Feeding Problems in Typically Developing Young Children, a Population-Based Study

Children (Basel). 2021 May 13;8(5):388. doi: 10.3390/children8050388.

Abstract

Feeding problems have been estimated to occur in approximately 25-45% of normally developing children. The aim of this study was to investigate the prevalence of feeding problems in typically developing young children in Greece. Child feeding behavior, parents' feelings about their child's feeding patterns, and parental feeding practices were also explored. Parents completed the Greek version of the Behavioral Pediatrics Feeding Assessment Scale (BPFAS). Data on 742 healthy, typically developing children aged two to seven years are presented. Overall, the majority of children in the sample showed high frequency of desirable mealtime behaviors and low frequency of undesirable mealtime behaviors. However, a significant proportion of the cohort presented with food neophobia and low consumption of vegetables. When applying test cut-off scores, it was found that 8.2% of the sample had abnormal Total Frequency Score (TFS) and 26.6% had abnormal Total Problem Score (TPS).
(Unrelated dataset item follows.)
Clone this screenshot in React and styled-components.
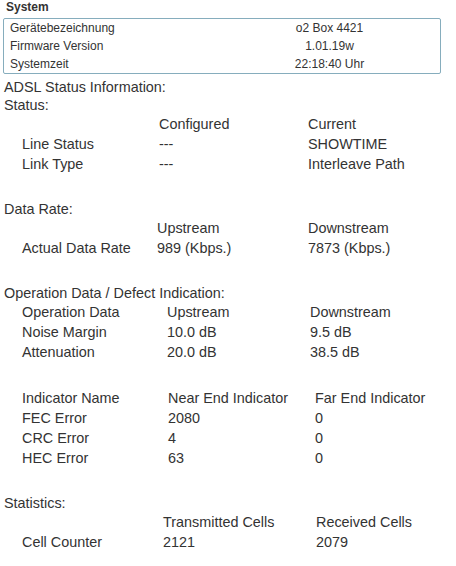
import styled, { createGlobalStyle } from 'styled-components';

const GlobalStyle = createGlobalStyle`
    body {
        margin: 0;
        background: #fff;
        font-family: 'Liberation Sans', Arial, sans-serif;
        color: #333;
    }
`;

const systemRows = [
    ['Gerätebezeichnung', 'o2 Box 4421'],
    ['Firmware Version', '1.01.19w'],
    ['Systemzeit', '22:18:40 Uhr'],
];

const sections = [
    {
        title: 'Status:',
        tables: [
            {
                cols: '137px 149px 1fr',
                rows: [
                    ['', 'Configured', 'Current'],
                    ['Line Status', '---', 'SHOWTIME'],
                    ['Link Type', '---', 'Interleave Path'],
                ],
            },
        ],
    },
    {
        title: 'Data Rate:',
        tables: [
            {
                cols: '135px 151px 1fr',
                rows: [
                    ['', 'Upstream', 'Downstream'],
                    ['Actual Data Rate', '989 (Kbps.)', '7873 (Kbps.)'],
                ],
            },
        ],
    },
    {
        title: 'Operation Data / Defect Indication:',
        tables: [
            {
                cols: '145px 143px 1fr',
                rows: [
                    ['Operation Data', 'Upstream', 'Downstream'],
                    ['Noise Margin', '10.0 dB', '9.5 dB'],
                    ['Attenuation', '20.0 dB', '38.5 dB'],
                ],
            },
            {
                cols: '146px 147px 1fr',
                rows: [
                    ['Indicator Name', 'Near End Indicator', 'Far End Indicator'],
                    ['FEC Error', '2080', '0'],
                    ['CRC Error', '4', '0'],
                    ['HEC Error', '63', '0'],
                ],
            },
        ],
    },
    {
        title: 'Statistics:',
        tables: [
            {
                cols: '141px 153px 1fr',
                rows: [
                    ['', 'Transmitted Cells', 'Received Cells'],
                    ['Cell Counter', '2121', '2079'],
                ],
            },
        ],
    },
];

const App = () => {
    return (
        <Page>
            <GlobalStyle />
            <SystemTitle>System</SystemTitle>
            <SystemBox>
                {systemRows.map(([label, value]) => (
                    <SystemRow key={label}>
                        <SystemLabel>{label}</SystemLabel>
                        <SystemValue>{value}</SystemValue>
                    </SystemRow>
                ))}
            </SystemBox>
            <PageTitle>ADSL Status Information:</PageTitle>
            {sections.map((section) => (
                <Section key={section.title}>
                    <SectionTitle>{section.title}</SectionTitle>
                    {section.tables.map((table, i) => (
                        <DataTable key={i} cols={table.cols}>
                            {table.rows.map((row) =>
                                row.map((cell, j) => <Cell key={row[1] + j}>{cell}</Cell>)
                            )}
                        </DataTable>
                    ))}
                </Section>
            ))}
        </Page>
    );
};

export default App;

const Page = styled.div`
    width: 448px;
    padding: 0 4px 0 3px;
`;

const SystemTitle = styled.div`
    font-size: 12px;
    font-weight: 700;
    line-height: 14px;
    padding-left: 3px;
    color: #333;
`;

const SystemBox = styled.div`
    margin-top: 4px;
    width: 438px;
    border: 1px solid #86adbd;
    border-radius: 2px;
    box-sizing: border-box;
    padding: 0 0 0 6px;
`;

const SystemRow = styled.div`
    display: grid;
    grid-template-columns: 209px 1fr;
    font-size: 12px;
    line-height: 18px;
    color: #333;
`;

const SystemLabel = styled.div``;

const SystemValue = styled.div`
    text-align: center;
`;

const PageTitle = styled.div`
    margin-top: 4px;
    padding-left: 1px;
    font-size: 14.4px;
    line-height: 18px;
`;

const Section = styled.section`
    padding-left: 1px;
`;

const SectionTitle = styled.div`
    font-size: 14.4px;
    line-height: 18px;
`;

const DataTable = styled.div`
    display: grid;
    grid-template-columns: ${(p) => p.cols};
    padding-left: 18px;
    margin-bottom: 26px;
    font-size: 14.4px;
    line-height: 20px;
`;

const Cell = styled.div`
    white-space: nowrap;
`;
The study showed that parent-reported feeding problems are quite common in children of typical development in Greece. Moreover, while the majority of the sample displayed a high frequency of favorable behaviors, specific child feeding behaviors are amenable to improvement.

Keywords: consumption of vegetables; feeding problems; food intake; food neophobia; healthy children; prevalence; typical development.